Two Novel Legal Theories Work!

A large paper mill in South Georgia was sold to a Mexican corporation. At the time of the sale, much of the paper mill’s equipment was fifty years old and did not contain modern safety features, such as electronic eyes, trip rods, barrier guards or gates, or other similar equipment which keeps employees’ hands and legs out of moving machinery. Shortly after the sale, both arms of a black male, from the elbows down, were crushed in a machine. His arms were saved but today they have almost no function. Despite extensive surgery to save the limbs, to build in cosmetic muscles, to treat the skin like third degree burns with skin grafts, and to release the tendons in the fingers to try to regain some movement, our client has almost no use of his arms and has no ability to sweat or feel sensation in his skin below the elbows.

A number of months later, a white male in his twenties was caught in another piece of equipment at the same plant. Unfortunately, our client’s arms were amputated just below the elbows. Mr. S now has myoelectric prostheses (artificial arms below the elbows which contain some electronic movement).

The law provides that an employed individual gets worker’s compensation benefits, which consist of payment of medical bills and a portion of lost wages but no money for pain and suffering from their employer. In exchange for getting these meager benefits, the employee is not allowed to sue his employer, even if the accident was his employer’s fault! Thus, several law firms turned down representation of these individuals because these individuals could not sue their current employer. The firms were not aware of any legal theory in which the former employer or anyone else could be sued for money beyond that which was paid by the worker’s compensation system.

Wilbur Owens researched the issues and found that there were a pair of theories that could potentially be used for a recovery but these theories had never been used in Georgia. Some other states had addressed these same issues. Some of the states had ruled that the theories were valid but others had rejected the theories. Thus, we decided to try the theories, understanding that if we lost, we would lose at least $50,000 of expenses in each case and receive no attorney’s fees.

The former owner of the plant was sued under the theory that the plant was sold in a defective condition to the new employer. Thus, it was argued that the prior employer and owner of the plant was liable for injuries caused by the defective condition of the plant up through the time that the new employer knew, or should have known, of the defective conditions plus the time it would take to remedy same. Georgia had never addressed the liability of a former owner of a plant for selling a plant which contained unsafe equipment. In other words, shouldn’t the owner of equipment only sell it if it is safe, or at least be required to tell the purchaser of the safety hazards before someone operated the equipment and was injured?

This required suing the former employer of our clients. Georgia law had never addressed the issue of whether a former employer could be sued or whether that claim would be barred by worker’s compensation. We took the position that, once the employment relationship ended, an individual could sue their former employer. We additionally argued that the theory of liability was based upon the sale of the plant and was not based upon the employer/employee relationship.

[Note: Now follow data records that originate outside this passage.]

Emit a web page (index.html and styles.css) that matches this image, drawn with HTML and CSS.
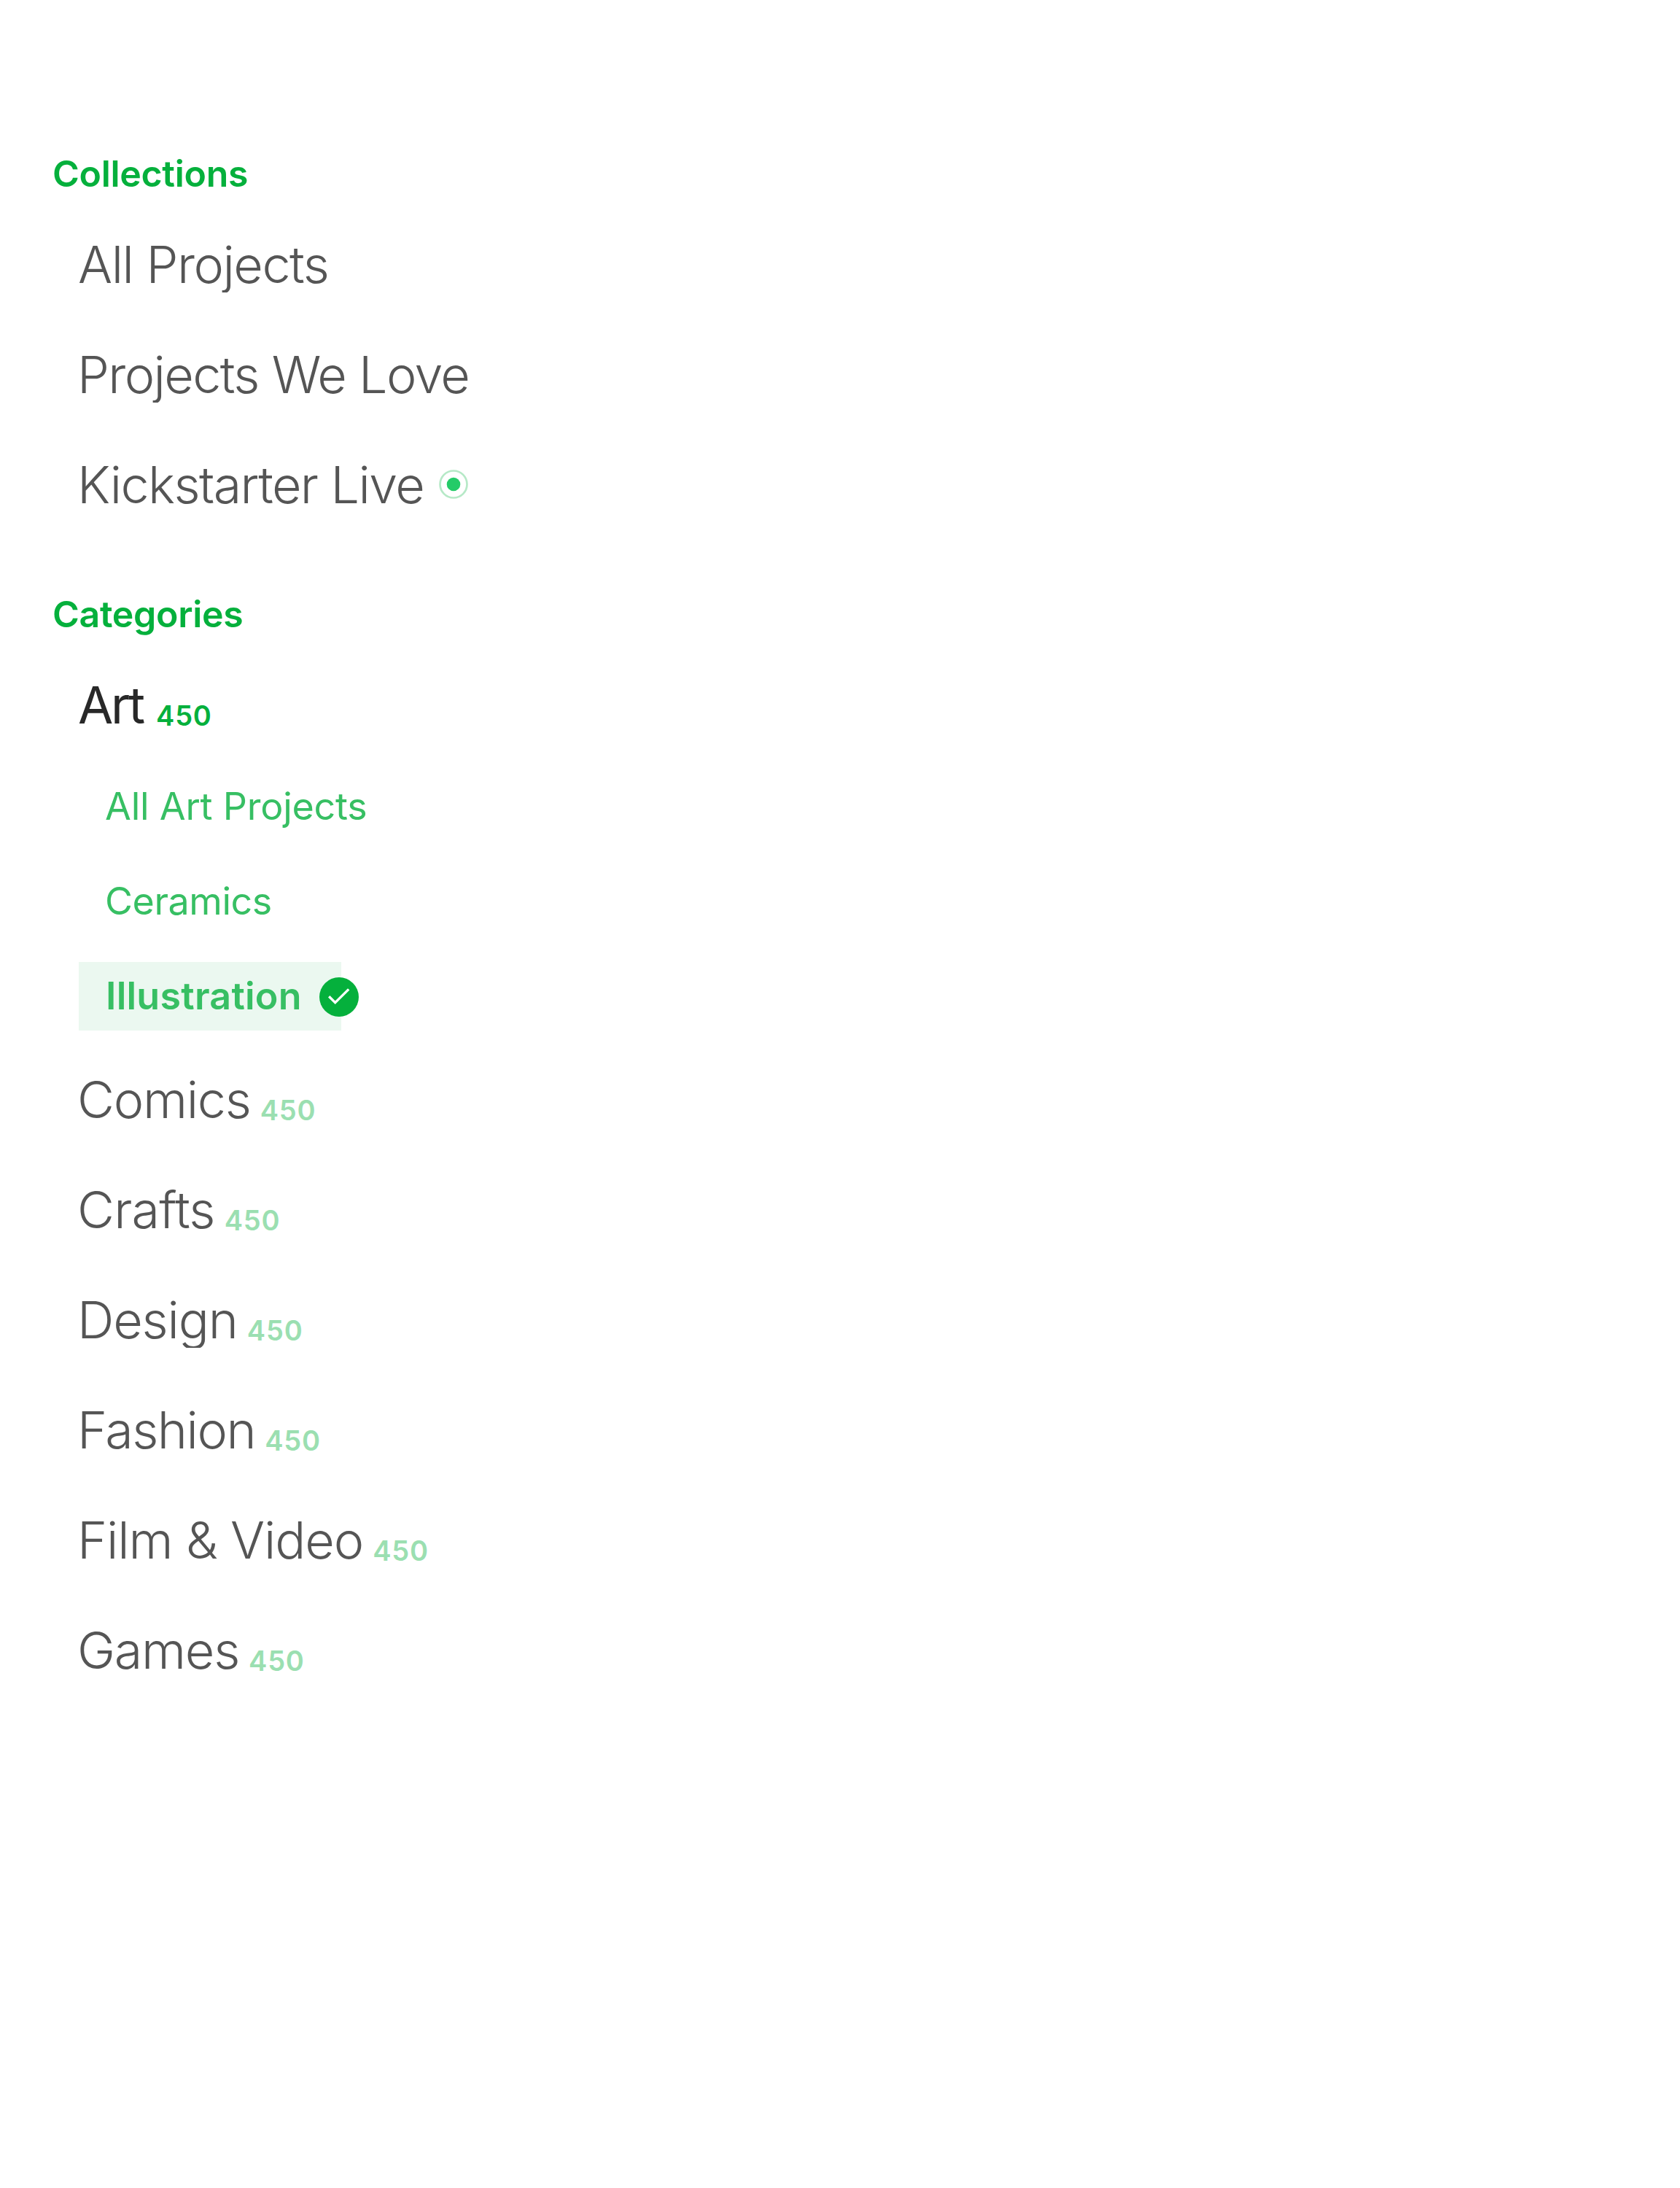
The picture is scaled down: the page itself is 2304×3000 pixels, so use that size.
FILE: index.html
```
<!DOCTYPE html>
<html lang="en">
<head>
<meta charset="utf-8">
<title>Discover filters</title>
<link rel="stylesheet" href="styles.css">
</head>
<body>
<nav class="filters">
  <section class="group">
    <h2 class="heading">Collections</h2>
    <ul class="list">
      <li class="row"><span class="label label--all">All Projects</span></li>
      <li class="row"><span class="label label--love">Projects We Love</span></li>
      <li class="row">
        <span class="label label--live">Kickstarter Live</span>
        <svg class="live" viewBox="0 0 40 40" aria-hidden="true">
          <circle cx="20" cy="20" r="18.5" fill="none" stroke="#b6e9c7" stroke-width="2.7"/>
          <circle cx="20" cy="20" r="9.3" fill="#25cb68"/>
        </svg>
      </li>
    </ul>
  </section>
  <section class="group">
    <h2 class="heading">Categories</h2>
    <ul class="list">
      <li class="row row--open"><span class="label label--art">Art</span><span class="count">450</span></li>
      <li>
        <ul class="sublist">
          <li class="subrow"><span class="sub sub--all">All Art Projects</span></li>
          <li class="subrow"><span class="sub sub--ceramics">Ceramics</span></li>
          <li class="subrow">
            <div class="selected">
              <span class="sub sub--active">Illustration</span>
              <svg class="check" viewBox="0 0 54 54" aria-hidden="true">
                <circle cx="27" cy="27" r="27" fill="#05b03c"/>
                <path d="M13.2 26.2 L21.7 34.6 L40.2 16.4" fill="none" stroke="#fff" stroke-width="3.4"/>
              </svg>
            </div>
          </li>
        </ul>
      </li>
      <li class="row"><span class="label label--comics">Comics</span><span class="count">450</span></li>
      <li class="row"><span class="label label--crafts">Crafts</span><span class="count">450</span></li>
      <li class="row"><span class="label label--design">Design</span><span class="count">450</span></li>
      <li class="row"><span class="label label--fashion">Fashion</span><span class="count">450</span></li>
      <li class="row"><span class="label label--film">Film &amp; Video</span><span class="count">450</span></li>
      <li class="row"><span class="label label--games">Games</span><span class="count">450</span></li>
    </ul>
  </section>
</nav>
</body>
</html>
```
FILE: styles.css
```
* { box-sizing: border-box; }

body {
  margin: 0;
  background: #fff;
  font-family: Inter, "Liberation Sans", sans-serif;
}

.filters {
  display: flex;
  flex-direction: column;
  gap: 62px;
  min-height: 3000px;
  padding-top: 198px;
}

ul {
  margin: 0;
  padding: 0;
  list-style: none;
}

.heading {
  margin: 0 0 9px;
  padding-left: 72px;
  font-size: 50px;
  font-weight: 600;
  line-height: 80px;
  letter-spacing: -0.3px;
  color: #05b03c;
}

.row {
  display: flex;
  align-items: flex-start;
  gap: 13px;
  height: 151px;
  padding: 33px 0 0 106px;
}

/* Labels are cut just under the baseline, trimming long descenders */
.label {
  font-size: 70px;
  font-weight: 310;
  line-height: 85px;
  white-space: nowrap;
  color: #555;
  clip-path: inset(0 -8px 4px -8px);
}

.label--all { margin-left: 1px; letter-spacing: -1.5px; }
.label--love { letter-spacing: -1.65px; }
.label--live { letter-spacing: -1.6px; }
.label--comics { letter-spacing: -1.25px; }
.label--crafts { letter-spacing: -0.8px; }
.label--design { letter-spacing: -1.15px; }
.label--fashion { letter-spacing: -1.45px; }
.label--film { letter-spacing: -1.13px; }
.label--games { letter-spacing: -1.25px; }

.label--art {
  margin-right: 5px;
  font-weight: 400;
  letter-spacing: -3.2px;
  color: #282828;
}

.row--open { padding-left: 107px; }

.count {
  margin-top: 34px;
  font-size: 38px;
  font-weight: 600;
  line-height: 46px;
  letter-spacing: 0.8px;
  color: #9bdfb1;
}

.row--open .count { color: #05b03c; }

.live {
  width: 40px;
  height: 40px;
  margin: 22px 0 0 8px;
}

.sublist {
  margin: -1px 0 1px;
  padding-left: 108px;
}

.subrow {
  display: flex;
  align-items: center;
  height: 130px;
}

.sub {
  padding-left: 36px;
  font-size: 52px;
  line-height: 64px;
  white-space: nowrap;
  color: #37bf63;
}

.sub--all { letter-spacing: -0.23px; }
.sub--ceramics { letter-spacing: -0.45px; }

.sub--active {
  padding-left: 37px;
  font-weight: 600;
  letter-spacing: 0.25px;
}

.selected {
  display: flex;
  align-items: center;
  justify-content: space-between;
  width: 360px;
  height: 94px;
  background: #ebf8f0;
}

.check {
  flex: none;
  width: 54px;
  height: 54px;
  margin: 2px -24px 0 0;
}
```
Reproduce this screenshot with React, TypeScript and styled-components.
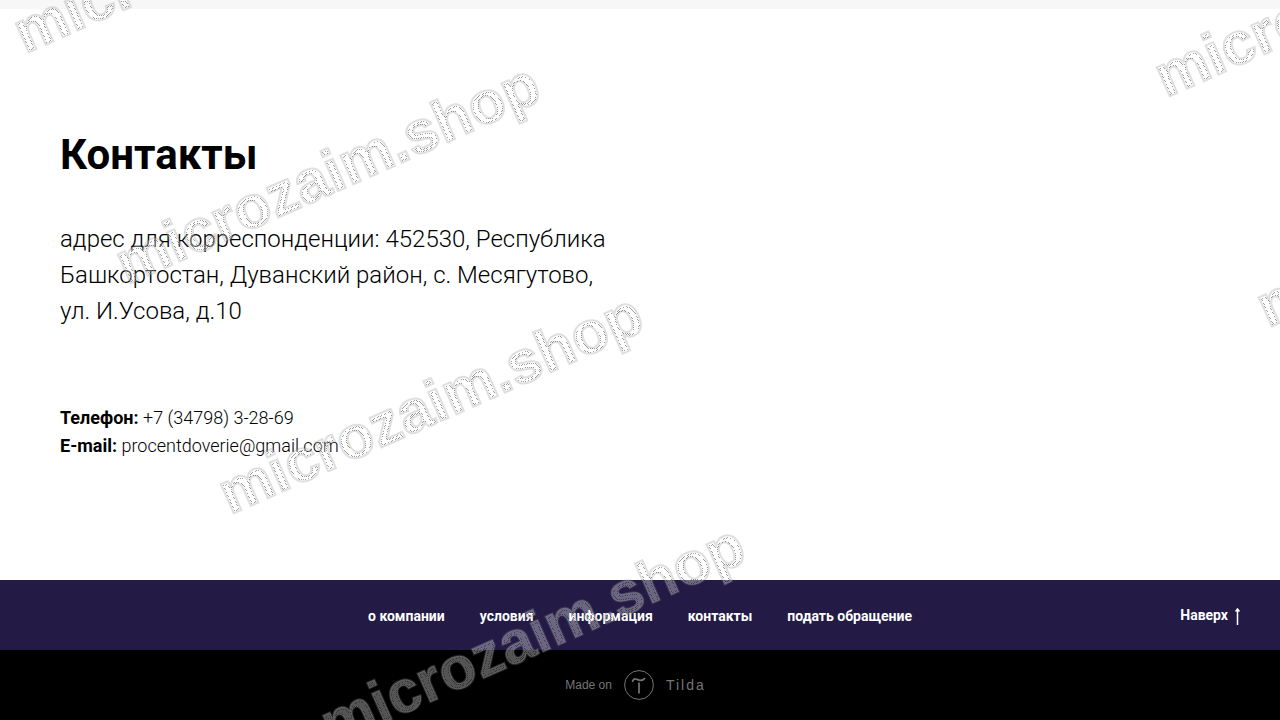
import React from "react";
import styled, { createGlobalStyle } from "styled-components";

const Global = createGlobalStyle`
  * { box-sizing: border-box; }
  body { margin: 0; background: #fff; color: #000; font-family: Roboto, "Liberation Sans", sans-serif; }
  a { color: inherit; text-decoration: none; }
`;

const Page = styled.div`
  position: relative;
  min-height: 100vh;
  overflow: hidden;
`;

const PreviousSection = styled.div`
  height: 9px;
  background: #f7f7f7;
`;

const Contacts = styled.main`
  max-width: 1200px;
  padding: 120px 20px 120px;
  margin: 0 auto;
`;

const Title = styled.h1`
  margin: 0 0 40px;
  font-size: 42px;
  line-height: 52px;
  font-weight: 700;
`;

const Address = styled.p`
  max-width: 560px;
  margin: 0 0 75px;
  font-size: 24px;
  line-height: 36px;
  font-weight: 300;
`;

const Details = styled.address`
  font-size: 18px;
  line-height: 28px;
  font-style: normal;
  font-weight: 300;
`;

const Detail = styled.div``;

const Label = styled.strong`
  font-weight: 700;
`;

const Menu = styled.footer`
  display: grid;
  grid-template-columns: 1fr auto 1fr;
  align-items: center;
  height: 70px;
  padding: 0 40px;
  background: #231b45;
  color: #fff;
  font-size: 14px;
  line-height: 20px;
  font-weight: 700;
`;

const Nav = styled.nav`
  grid-column: 2;
  display: flex;
  gap: 35px;
  padding-top: 2px;
`;

const ToTop = styled.button`
  display: flex;
  align-items: center;
  justify-self: end;
  gap: 7px;
  padding: 0;
  border: 0;
  background: none;
  color: inherit;
  font: inherit;
  cursor: pointer;
`;

const Arrow = styled.svg`
  margin-top: 2px;
`;

const MadeOn = styled.div`
  display: flex;
  align-items: center;
  justify-content: center;
  height: 70px;
  background: #000;
`;

const TildaLink = styled.a`
  display: flex;
  align-items: center;
  gap: 12px;
  padding-right: 9px;
  && { color: #757575; }
  font-family: "Liberation Sans", Arial, sans-serif;
  font-size: 12px;
  line-height: 16px;
`;

const Brand = styled.span`
  font-size: 14px;
  letter-spacing: 2px;
`;

const Watermark = styled.svg`
  position: absolute;
  inset: 0;
  width: 100%;
  height: 100%;
  pointer-events: none;
  font-family: "Liberation Sans", Arial, sans-serif;
  font-size: 60px;
  font-weight: 700;
`;

const marks = [[25, 54], [127, 285], [230, 515], [332, 746], [1166, 98], [1268, 328]];

const links = ["о компании", "условия", "информация", "контакты", "подать обращение"];

export default function App() {
  return (
    <Page>
      <Global />
      <PreviousSection />
      <Contacts>
        <Title>Контакты</Title>
        <Address>адрес для корреспонденции: 452530, Республика Башкортостан, Дуванский район, с. Месягутово, ул. И.Усова, д.10</Address>
        <Details>
          <Detail><Label>Телефон:</Label> <a href="tel:+73479832869">+7 (34798) 3-28-69</a></Detail>
          <Detail><Label>E-mail:</Label> <a href="mailto:procentdoverie@gmail.com">procentdoverie@gmail.com</a></Detail>
        </Details>
      </Contacts>
      <Menu>
        <Nav>{links.map((l) => <a key={l} href="#">{l}</a>)}</Nav>
        <ToTop type="button">
          Наверх
          <Arrow width="5" height="17" viewBox="0 0 5 17" fill="none" stroke="currentColor" aria-hidden="true">
            <path d="M2.5 17V1M0.5 3.5l2-2.5 2 2.5" strokeWidth="1.5" />
          </Arrow>
        </ToTop>
      </Menu>
      <MadeOn>
        <TildaLink href="#">
          Made on
          <svg width="30" height="30" viewBox="0 0 30 30" fill="none" stroke="currentColor" aria-hidden="true">
            <circle cx="15" cy="15" r="14.4" strokeWidth="1" />
            <path d="M8.5 12c.2-2.300 1.500-3.200 3.200-3 1.700.2 2.600 1.300 4.400 1.300 1.900 0 3.700-.4 5-2.300M15 12.500V23.500" strokeWidth="1.700" />
          </svg>
          <Brand>Tilda</Brand>
        </TildaLink>
      </MadeOn>
      <Watermark aria-hidden="true">
        <defs>
          <filter id="inline" filterUnits="userSpaceOnUse" x="0" y="0" width="100%" height="100%" colorInterpolationFilters="sRGB">
            <feComponentTransfer in="SourceGraphic" result="solid">
              <feFuncA type="discrete" tableValues="0 1" />
            </feComponentTransfer>
            <feMorphology in="solid" operator="erode" radius="1" result="outer" />
            <feOffset in="outer" dx="1" dy="0" result="east" />
            <feOffset in="outer" dx="-1" dy="0" result="west" />
            <feOffset in="outer" dx="0" dy="1" result="south" />
            <feOffset in="outer" dx="0" dy="-1" result="north" />
            <feComposite in="east" in2="west" operator="in" result="across" />
            <feComposite in="south" in2="north" operator="in" result="down" />
            <feComposite in="across" in2="down" operator="in" result="inner" />
            <feComposite in="outer" in2="inner" operator="out" />
          </filter>
          <pattern id="checks" width="2" height="2" patternUnits="userSpaceOnUse">
            <path d="M0 0h1v1H0zM1 1h1v1H1z" fill="#fff" shapeRendering="crispEdges" />
          </pattern>
          <mask id="dots" maskUnits="userSpaceOnUse" x="0" y="0" width="100%" height="100%">
            <rect width="100%" height="100%" fill="url(#checks)" />
          </mask>
        </defs>
        <g fill="#fff" fillOpacity="0.33" stroke="#808080" strokeOpacity="0.25" strokeWidth="2">
          <g id="marks">
            {marks.map(([x, y]) => (
              <text key={`${x}-${y}`} transform={`translate(${x} ${y}) rotate(-24)`}>microzaim.shop</text>
            ))}
          </g>
        </g>
        <g mask="url(#dots)" opacity="0.38">
          <g filter="url(#inline)">
            <use href="#marks" fill="#000" />
          </g>
        </g>
      </Watermark>
    </Page>
  );
}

Defendant in both cases took the position that Georgia does not recognize any liability for the sale of a plant in a defective condition and that an individual could not sue their former employer where the defects in the plant occurred during the time of that employment relationship. Thus, Defendant argued that worker’s compensation bars suits against the former employer.

The Defendant filed summary judgment on these grounds in both cases, as well as on an additional ground in one of the cases. In a 37 page ruling by a federal district judge, the court held that an individual can sue based upon an obligation of a prior owner of a plant to sell his facility in a safe condition, or, if not safe, to warn the new owner and employees of the hazards. That former owner would then be liable for injuries caused by those defective conditions up through the period of time that the new owner knew, or should have known, of the hazardous conditions plus a reasonable period of time to remedy same.

Our firm hired former Occupational Safety and Health Administrative inspectors to testify about inspecting the plant, what the defects were throughout the plant, and how long it should have taken for the new owner to discover and repair the particular defects which injured our clients. We also used medical doctors to prove past and future medical care and a life care planner to calculate specific future medical needs and the cost of same, as well as modifications for cars, homes, vehicles, etc. We hired an economist to project future medical inflation to coincide with the dates that the future medical care would be needed and then reduced these figures to a present value by using a discount figure. Additionally, we hired a human factors expert to testify concerning the lack of understanding that these individuals had of these dangers and why that resulted in their injury. Thus, it is necessary to have safety features because individuals cannot keep their hands out of dangerous machinery where they are near it on thousands of occasions. Eventually, one will stumble or not be quick enough and will get caught in unguarded moving machinery.

Eventually both cases settled for millions of dollars, one of them a few days before the start of trial.